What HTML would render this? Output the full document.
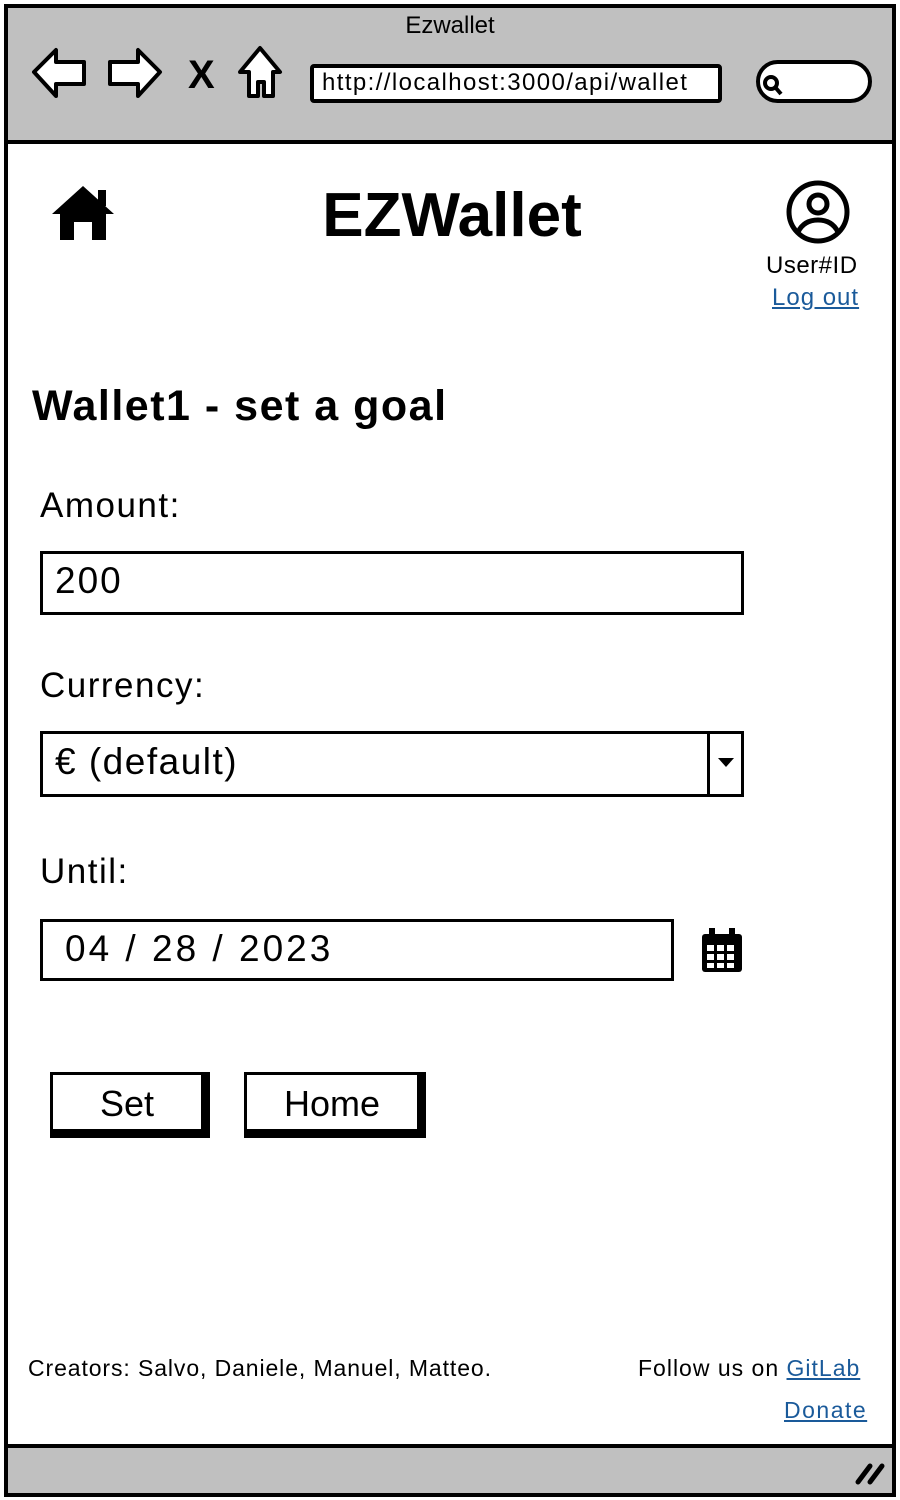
==
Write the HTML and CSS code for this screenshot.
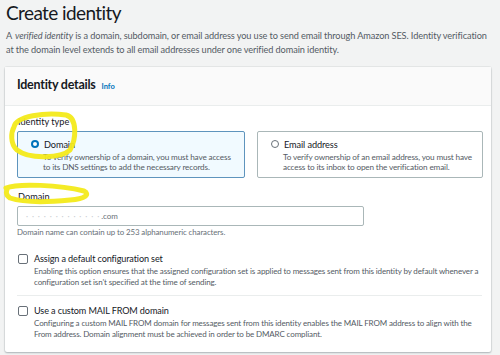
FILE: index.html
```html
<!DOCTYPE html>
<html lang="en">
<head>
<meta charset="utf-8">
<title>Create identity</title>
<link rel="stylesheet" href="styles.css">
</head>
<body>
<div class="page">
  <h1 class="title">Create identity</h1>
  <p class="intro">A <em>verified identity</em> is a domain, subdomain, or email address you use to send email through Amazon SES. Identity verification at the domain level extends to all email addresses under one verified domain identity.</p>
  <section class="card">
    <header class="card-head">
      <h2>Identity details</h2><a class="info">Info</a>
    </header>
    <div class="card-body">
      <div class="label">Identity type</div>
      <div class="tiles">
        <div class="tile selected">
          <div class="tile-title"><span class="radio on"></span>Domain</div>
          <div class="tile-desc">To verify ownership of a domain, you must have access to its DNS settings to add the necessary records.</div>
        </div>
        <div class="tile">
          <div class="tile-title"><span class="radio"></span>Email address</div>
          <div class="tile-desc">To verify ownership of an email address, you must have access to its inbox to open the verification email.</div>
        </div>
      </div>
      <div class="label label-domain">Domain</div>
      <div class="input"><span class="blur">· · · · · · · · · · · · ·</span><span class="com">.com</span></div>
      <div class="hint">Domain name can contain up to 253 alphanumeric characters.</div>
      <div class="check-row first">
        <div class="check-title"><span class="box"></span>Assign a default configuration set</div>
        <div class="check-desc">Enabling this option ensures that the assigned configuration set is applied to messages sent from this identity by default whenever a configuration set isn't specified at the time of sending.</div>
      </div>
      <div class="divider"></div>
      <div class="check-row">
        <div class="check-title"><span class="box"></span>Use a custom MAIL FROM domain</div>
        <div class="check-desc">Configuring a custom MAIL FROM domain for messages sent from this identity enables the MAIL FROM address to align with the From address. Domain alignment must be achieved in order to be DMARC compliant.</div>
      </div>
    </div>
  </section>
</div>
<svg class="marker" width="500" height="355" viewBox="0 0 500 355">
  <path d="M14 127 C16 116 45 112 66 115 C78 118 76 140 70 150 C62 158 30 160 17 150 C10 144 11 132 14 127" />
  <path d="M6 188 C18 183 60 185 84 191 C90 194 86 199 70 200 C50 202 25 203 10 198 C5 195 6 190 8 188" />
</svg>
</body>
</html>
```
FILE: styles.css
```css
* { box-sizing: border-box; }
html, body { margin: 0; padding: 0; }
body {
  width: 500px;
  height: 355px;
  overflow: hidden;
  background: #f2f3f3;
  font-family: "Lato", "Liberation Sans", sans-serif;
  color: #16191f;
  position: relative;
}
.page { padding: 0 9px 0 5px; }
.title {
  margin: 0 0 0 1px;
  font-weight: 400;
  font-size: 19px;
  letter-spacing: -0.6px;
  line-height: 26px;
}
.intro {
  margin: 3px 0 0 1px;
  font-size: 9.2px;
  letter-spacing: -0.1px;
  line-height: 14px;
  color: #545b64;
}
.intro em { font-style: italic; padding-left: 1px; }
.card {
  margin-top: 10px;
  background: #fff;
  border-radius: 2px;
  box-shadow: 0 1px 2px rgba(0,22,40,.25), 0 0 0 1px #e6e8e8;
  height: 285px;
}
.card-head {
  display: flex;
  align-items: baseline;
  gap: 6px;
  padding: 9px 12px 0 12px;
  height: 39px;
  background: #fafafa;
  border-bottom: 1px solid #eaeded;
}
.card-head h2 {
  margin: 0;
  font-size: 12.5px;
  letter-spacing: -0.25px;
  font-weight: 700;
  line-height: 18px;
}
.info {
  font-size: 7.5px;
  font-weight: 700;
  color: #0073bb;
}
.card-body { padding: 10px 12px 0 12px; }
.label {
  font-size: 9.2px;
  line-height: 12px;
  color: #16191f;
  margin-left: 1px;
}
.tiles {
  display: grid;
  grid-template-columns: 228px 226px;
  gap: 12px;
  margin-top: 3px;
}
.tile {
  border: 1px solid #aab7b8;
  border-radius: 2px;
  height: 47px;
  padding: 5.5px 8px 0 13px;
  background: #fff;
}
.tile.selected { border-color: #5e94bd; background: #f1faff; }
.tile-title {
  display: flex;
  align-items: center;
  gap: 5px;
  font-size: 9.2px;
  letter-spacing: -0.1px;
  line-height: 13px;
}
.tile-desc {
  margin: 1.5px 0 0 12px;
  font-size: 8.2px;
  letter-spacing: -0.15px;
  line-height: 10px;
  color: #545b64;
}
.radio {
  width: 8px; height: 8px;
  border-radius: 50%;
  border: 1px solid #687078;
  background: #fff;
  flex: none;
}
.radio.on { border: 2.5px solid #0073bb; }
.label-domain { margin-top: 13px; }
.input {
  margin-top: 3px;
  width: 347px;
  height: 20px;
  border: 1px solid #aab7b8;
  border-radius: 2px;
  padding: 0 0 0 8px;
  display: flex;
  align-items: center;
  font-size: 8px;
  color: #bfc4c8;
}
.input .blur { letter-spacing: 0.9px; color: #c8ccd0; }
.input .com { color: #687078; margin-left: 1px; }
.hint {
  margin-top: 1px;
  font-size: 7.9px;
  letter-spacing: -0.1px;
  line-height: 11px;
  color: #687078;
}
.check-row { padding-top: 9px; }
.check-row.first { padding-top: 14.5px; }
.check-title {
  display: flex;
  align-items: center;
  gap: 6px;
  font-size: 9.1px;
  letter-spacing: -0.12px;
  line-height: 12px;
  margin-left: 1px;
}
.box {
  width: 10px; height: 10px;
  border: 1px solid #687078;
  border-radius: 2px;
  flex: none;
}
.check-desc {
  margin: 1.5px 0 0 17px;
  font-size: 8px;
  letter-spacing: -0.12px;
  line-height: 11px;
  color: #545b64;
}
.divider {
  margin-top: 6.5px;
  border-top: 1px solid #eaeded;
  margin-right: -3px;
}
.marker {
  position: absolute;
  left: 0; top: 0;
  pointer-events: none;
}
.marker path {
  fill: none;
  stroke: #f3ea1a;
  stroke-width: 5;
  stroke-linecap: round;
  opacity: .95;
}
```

* **Task goal**
All lines above containing the string "this" are to be collected.

* **Answer in full**
What HTML would render this? Output the full document.
Write the HTML and CSS code for this screenshot.
        <div class="check-desc">Enabling this option ensures that the assigned configuration set is applied to messages sent from this identity by default whenever a configuration set isn't specified at the time of sending.</div>
        <div class="check-desc">Configuring a custom MAIL FROM domain for messages sent from this identity enables the MAIL FROM address to align with the From address. Domain alignment must be achieved in order to be DMARC compliant.</div>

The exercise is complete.